**Exercise directions:** Set down the material below word for word, excluding the pictures.

# Start of Dataset extract

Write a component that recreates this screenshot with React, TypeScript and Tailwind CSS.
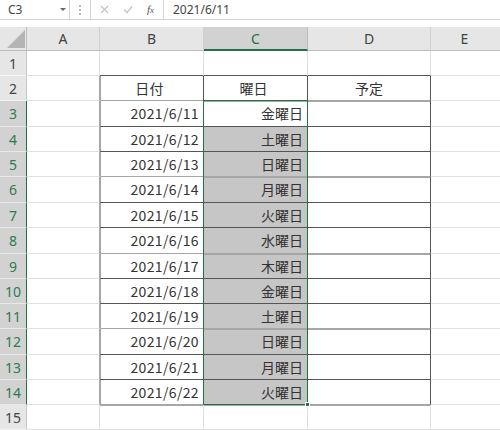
import React from "react";

const ROWS = [
  { n: 1, h: 25 },
  { n: 2, h: 25 },
  { n: 3, h: 26 },
  { n: 4, h: 25 },
  { n: 5, h: 25 },
  { n: 6, h: 26 },
  { n: 7, h: 25 },
  { n: 8, h: 26 },
  { n: 9, h: 25 },
  { n: 10, h: 25 },
  { n: 11, h: 25 },
  { n: 12, h: 26 },
  { n: 13, h: 25 },
  { n: 14, h: 25 },
  { n: 15, h: 25 },
];

const DATA: Record<number, [string, string]> = {
  3: ["2021/6/11", "金曜日"],
  4: ["2021/6/12", "土曜日"],
  5: ["2021/6/13", "日曜日"],
  6: ["2021/6/14", "月曜日"],
  7: ["2021/6/15", "火曜日"],
  8: ["2021/6/16", "水曜日"],
  9: ["2021/6/17", "木曜日"],
  10: ["2021/6/18", "金曜日"],
  11: ["2021/6/19", "土曜日"],
  12: ["2021/6/20", "日曜日"],
  13: ["2021/6/21", "月曜日"],
  14: ["2021/6/22", "火曜日"],
};

// rows whose bottom table rule is drawn as a soft 2px grey line
const SOFT_BOTTOM = new Set([2, 5, 8, 11, 14]);

const headFont = { fontFamily: '"Noto Sans", Roboto, sans-serif' };
const cellFont = { fontFamily: '"Noto Sans CJK JP", "Noto Sans", sans-serif' };

function FormulaBar() {
  return (
    <div className="flex h-[20px] border-b border-[#d4d4d4] bg-white text-[12px] text-[#444]" style={headFont}>
      <div className="relative flex w-[70px] items-center border-r border-[#d4d4d4] pl-[8px]">
        <span>C3</span>
        <span className="absolute left-[60px] top-[8px] h-0 w-0 border-x-[3px] border-t-[3px] border-x-transparent border-t-[#666]" />
      </div>
      <div className="flex w-[20px] flex-col items-center justify-center gap-[2px]">
        <span className="h-[2px] w-[2px] bg-[#b8b8b8]" />
        <span className="h-[2px] w-[2px] bg-[#b8b8b8]" />
        <span className="h-[2px] w-[2px] bg-[#b8b8b8]" />
      </div>
      <div className="flex w-[74px] items-center border-x border-[#d4d4d4]">
        <svg className="ml-[9px]" width="9" height="9" viewBox="0 0 9 9">
          <path d="M1 1 L8 8 M8 1 L1 8" stroke="#c2c2c2" strokeWidth="1.1" fill="none" />
        </svg>
        <svg className="ml-[14px]" width="10" height="9" viewBox="0 0 10 9">
          <path d="M1 4.5 L4 7.5 L9 1.5" stroke="#c2c2c2" strokeWidth="1.2" fill="none" />
        </svg>
        <span
          className="ml-[14px] text-[11px] italic text-[#555]"
          style={{ fontFamily: '"Liberation Serif", serif' }}
        >
          f<span className="text-[9px]">x</span>
        </span>
      </div>
      <div className="flex flex-1 items-center pl-[9px]">2021/6/11</div>
    </div>
  );
}

function ColumnHeaders() {
  const cols = [
    { l: "A", w: "w-[73px]", sel: false },
    { l: "B", w: "w-[104px]", sel: false },
    { l: "C", w: "w-[104px]", sel: true },
    { l: "D", w: "w-[123px]", sel: false },
  ];
  return (
    <div className="flex h-[24px] text-[14px]" style={headFont}>
      <div className="relative w-[27px] border-b border-r border-[#bdbdbd] bg-[#e6e6e6]">
        <svg className="absolute left-[7px] top-[3px]" width="18" height="18" viewBox="0 0 18 18">
          <path d="M18 0 L18 18 L0 18 Z" fill="#b4b4b4" />
        </svg>
      </div>
      {cols.map((c) =>
        c.sel ? (
          <div
            key={c.l}
            className={`${c.w} flex items-center justify-center border-b-2 border-r border-b-[#217346] border-r-[#bdbdbd] bg-[#d2d2d2] text-[#217346]`}
          >
            {c.l}
          </div>
        ) : (
          <div
            key={c.l}
            className={`${c.w} flex items-center justify-center border-b border-r border-b-[#bdbdbd] border-r-[#d0d0d0] bg-[#e6e6e6] text-[#444]`}
          >
            {c.l}
          </div>
        )
      )}
      <div className="flex flex-1 items-center justify-center border-b border-[#bdbdbd] bg-[#e6e6e6] pr-[2px] text-[#444]">
        E
      </div>
    </div>
  );
}

function Row({ n, h }: { n: number; h: number }) {
  const selected = n >= 3 && n <= 14;
  const inTable = n >= 2 && n <= 14;
  const softTop = n === 3 || n === 6 || n === 9 || n === 12 || n === 15;
  const bottom = inTable
    ? SOFT_BOTTOM.has(n)
      ? "border-b-[#a6a6a6]"
      : "border-b-[#555]"
    : n === 1
    ? "border-b-[#555]"
    : "border-b-[#e1e1e1]";
  const topShadow = softTop ? "shadow-[inset_0_1px_0_#a6a6a6]" : "";
  const data = DATA[n];

  return (
    <div className="flex" style={{ height: h }}>
      <div
        className={
          selected
            ? "flex w-[27px] items-center justify-center border-b border-r border-b-[#e8e8e8] border-r-[#217346] bg-[#d2d2d2] text-[14px] text-[#2f7a50]"
            : "flex w-[27px] items-center justify-center border-b border-r border-b-[#f4f4f4] border-r-[#c8c8c8] bg-[#e6e6e6] text-[14px] text-[#444]"
        }
        style={headFont}
      >
        {n}
      </div>
      <div
        className={
          inTable
            ? "w-[73px] border-b border-r border-b-[#e1e1e1] border-r-[#a6a6a6]"
            : "w-[73px] border-b border-r border-[#e1e1e1]"
        }
      />
      <div
        className={`flex w-[104px] items-center justify-end border-b border-r pr-[4px] text-[14px] tracking-[0.35px] text-[#333] ${bottom} ${
          inTable ? "border-r-[#555] shadow-[inset_1px_0_0_#a6a6a6]" : "border-r-[#e1e1e1]"
        } ${topShadow}`}
        style={cellFont}
      >
        {n === 2 ? <span className="w-full text-center">日付</span> : data?.[0]}
      </div>
      <div
        className={`flex w-[104px] items-center justify-end border-b border-r pr-[4px] text-[14px] text-[#333] ${bottom} ${
          inTable ? "border-r-[#555]" : "border-r-[#e1e1e1]"
        } ${n >= 4 && n <= 14 ? "bg-[#c6c6c6]" : ""} ${topShadow}`}
        style={cellFont}
      >
        {n === 2 ? <span className="w-full text-center">曜日</span> : data?.[1]}
      </div>
      <div
        className={`flex w-[123px] items-center justify-center border-b border-r text-[14px] text-[#333] ${bottom} ${
          inTable ? "border-r-[#555]" : "border-r-[#e1e1e1]"
        } ${topShadow}`}
        style={cellFont}
      >
        {n === 2 ? "予定" : ""}
      </div>
      <div className="flex-1 border-b border-[#e1e1e1]" />
    </div>
  );
}

export default function App() {
  return (
    <div className="relative h-[430px] w-[500px] overflow-hidden bg-white">
      <FormulaBar />
      <div className="h-[7px] bg-white" />
      <ColumnHeaders />
      {ROWS.map((r) => (
        <Row key={r.n} n={r.n} h={r.h} />
      ))}
      {/* active range C3:C14 */}
      <div className="pointer-events-none absolute left-[203px] top-[100px] h-[305px] w-[105px] border border-[#217346]" />
      <div className="pointer-events-none absolute left-[305px] top-[402px] h-[5px] w-[5px] border border-white bg-[#217346]" />
    </div>
  );
}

# End of Dataset extract

**The reply:**
Write a component that recreates this screenshot with React, TypeScript and Tailwind CSS.
import React from "react";

const ROWS = [
  { n: 1, h: 25 },
  { n: 2, h: 25 },
  { n: 3, h: 26 },
  { n: 4, h: 25 },
  { n: 5, h: 25 },
  { n: 6, h: 26 },
  { n: 7, h: 25 },
  { n: 8, h: 26 },
  { n: 9, h: 25 },
  { n: 10, h: 25 },
  { n: 11, h: 25 },
  { n: 12, h: 26 },
  { n: 13, h: 25 },
  { n: 14, h: 25 },
  { n: 15, h: 25 },
];

const DATA: Record<number, [string, string]> = {
  3: ["2021/6/11", "金曜日"],
  4: ["2021/6/12", "土曜日"],
  5: ["2021/6/13", "日曜日"],
  6: ["2021/6/14", "月曜日"],
  7: ["2021/6/15", "火曜日"],
  8: ["2021/6/16", "水曜日"],
  9: ["2021/6/17", "木曜日"],
  10: ["2021/6/18", "金曜日"],
  11: ["2021/6/19", "土曜日"],
  12: ["2021/6/20", "日曜日"],
  13: ["2021/6/21", "月曜日"],
  14: ["2021/6/22", "火曜日"],
};

// rows whose bottom table rule is drawn as a soft 2px grey line
const SOFT_BOTTOM = new Set([2, 5, 8, 11, 14]);

const headFont = { fontFamily: '"Noto Sans", Roboto, sans-serif' };
const cellFont = { fontFamily: '"Noto Sans CJK JP", "Noto Sans", sans-serif' };

function FormulaBar() {
  return (
    <div className="flex h-[20px] border-b border-[#d4d4d4] bg-white text-[12px] text-[#444]" style={headFont}>
      <div className="relative flex w-[70px] items-center border-r border-[#d4d4d4] pl-[8px]">
        <span>C3</span>
        <span className="absolute left-[60px] top-[8px] h-0 w-0 border-x-[3px] border-t-[3px] border-x-transparent border-t-[#666]" />
      </div>
      <div className="flex w-[20px] flex-col items-center justify-center gap-[2px]">
        <span className="h-[2px] w-[2px] bg-[#b8b8b8]" />
        <span className="h-[2px] w-[2px] bg-[#b8b8b8]" />
        <span className="h-[2px] w-[2px] bg-[#b8b8b8]" />
      </div>
      <div className="flex w-[74px] items-center border-x border-[#d4d4d4]">
        <svg className="ml-[9px]" width="9" height="9" viewBox="0 0 9 9">
          <path d="M1 1 L8 8 M8 1 L1 8" stroke="#c2c2c2" strokeWidth="1.1" fill="none" />
        </svg>
        <svg className="ml-[14px]" width="10" height="9" viewBox="0 0 10 9">
          <path d="M1 4.5 L4 7.5 L9 1.5" stroke="#c2c2c2" strokeWidth="1.2" fill="none" />
        </svg>
        <span
          className="ml-[14px] text-[11px] italic text-[#555]"
          style={{ fontFamily: '"Liberation Serif", serif' }}
        >
          f<span className="text-[9px]">x</span>
        </span>
      </div>
      <div className="flex flex-1 items-center pl-[9px]">2021/6/11</div>
    </div>
  );
}

function ColumnHeaders() {
  const cols = [
    { l: "A", w: "w-[73px]", sel: false },
    { l: "B", w: "w-[104px]", sel: false },
    { l: "C", w: "w-[104px]", sel: true },
    { l: "D", w: "w-[123px]", sel: false },
  ];
  return (
    <div className="flex h-[24px] text-[14px]" style={headFont}>
      <div className="relative w-[27px] border-b border-r border-[#bdbdbd] bg-[#e6e6e6]">
        <svg className="absolute left-[7px] top-[3px]" width="18" height="18" viewBox="0 0 18 18">
          <path d="M18 0 L18 18 L0 18 Z" fill="#b4b4b4" />
        </svg>
      </div>
      {cols.map((c) =>
        c.sel ? (
          <div
            key={c.l}
            className={`${c.w} flex items-center justify-center border-b-2 border-r border-b-[#217346] border-r-[#bdbdbd] bg-[#d2d2d2] text-[#217346]`}
          >
            {c.l}
          </div>
        ) : (
          <div
            key={c.l}
            className={`${c.w} flex items-center justify-center border-b border-r border-b-[#bdbdbd] border-r-[#d0d0d0] bg-[#e6e6e6] text-[#444]`}
          >
            {c.l}
          </div>
        )
      )}
      <div className="flex flex-1 items-center justify-center border-b border-[#bdbdbd] bg-[#e6e6e6] pr-[2px] text-[#444]">
        E
      </div>
    </div>
  );
}

function Row({ n, h }: { n: number; h: number }) {
  const selected = n >= 3 && n <= 14;
  const inTable = n >= 2 && n <= 14;
  const softTop = n === 3 || n === 6 || n === 9 || n === 12 || n === 15;
  const bottom = inTable
    ? SOFT_BOTTOM.has(n)
      ? "border-b-[#a6a6a6]"
      : "border-b-[#555]"
    : n === 1
    ? "border-b-[#555]"
    : "border-b-[#e1e1e1]";
  const topShadow = softTop ? "shadow-[inset_0_1px_0_#a6a6a6]" : "";
  const data = DATA[n];

  return (
    <div className="flex" style={{ height: h }}>
      <div
        className={
          selected
            ? "flex w-[27px] items-center justify-center border-b border-r border-b-[#e8e8e8] border-r-[#217346] bg-[#d2d2d2] text-[14px] text-[#2f7a50]"
            : "flex w-[27px] items-center justify-center border-b border-r border-b-[#f4f4f4] border-r-[#c8c8c8] bg-[#e6e6e6] text-[14px] text-[#444]"
        }
        style={headFont}
      >
        {n}
      </div>
      <div
        className={
          inTable
            ? "w-[73px] border-b border-r border-b-[#e1e1e1] border-r-[#a6a6a6]"
            : "w-[73px] border-b border-r border-[#e1e1e1]"
        }
      />
      <div
        className={`flex w-[104px] items-center justify-end border-b border-r pr-[4px] text-[14px] tracking-[0.35px] text-[#333] ${bottom} ${
          inTable ? "border-r-[#555] shadow-[inset_1px_0_0_#a6a6a6]" : "border-r-[#e1e1e1]"
        } ${topShadow}`}
        style={cellFont}
      >
        {n === 2 ? <span className="w-full text-center">日付</span> : data?.[0]}
      </div>
      <div
        className={`flex w-[104px] items-center justify-end border-b border-r pr-[4px] text-[14px] text-[#333] ${bottom} ${
          inTable ? "border-r-[#555]" : "border-r-[#e1e1e1]"
        } ${n >= 4 && n <= 14 ? "bg-[#c6c6c6]" : ""} ${topShadow}`}
        style={cellFont}
      >
        {n === 2 ? <span className="w-full text-center">曜日</span> : data?.[1]}
      </div>
      <div
        className={`flex w-[123px] items-center justify-center border-b border-r text-[14px] text-[#333] ${bottom} ${
          inTable ? "border-r-[#555]" : "border-r-[#e1e1e1]"
        } ${topShadow}`}
        style={cellFont}
      >
        {n === 2 ? "予定" : ""}
      </div>
      <div className="flex-1 border-b border-[#e1e1e1]" />
    </div>
  );
}

export default function App() {
  return (
    <div className="relative h-[430px] w-[500px] overflow-hidden bg-white">
      <FormulaBar />
      <div className="h-[7px] bg-white" />
      <ColumnHeaders />
      {ROWS.map((r) => (
        <Row key={r.n} n={r.n} h={r.h} />
      ))}
      {/* active range C3:C14 */}
      <div className="pointer-events-none absolute left-[203px] top-[100px] h-[305px] w-[105px] border border-[#217346]" />
      <div className="pointer-events-none absolute left-[305px] top-[402px] h-[5px] w-[5px] border border-white bg-[#217346]" />
    </div>
  );
}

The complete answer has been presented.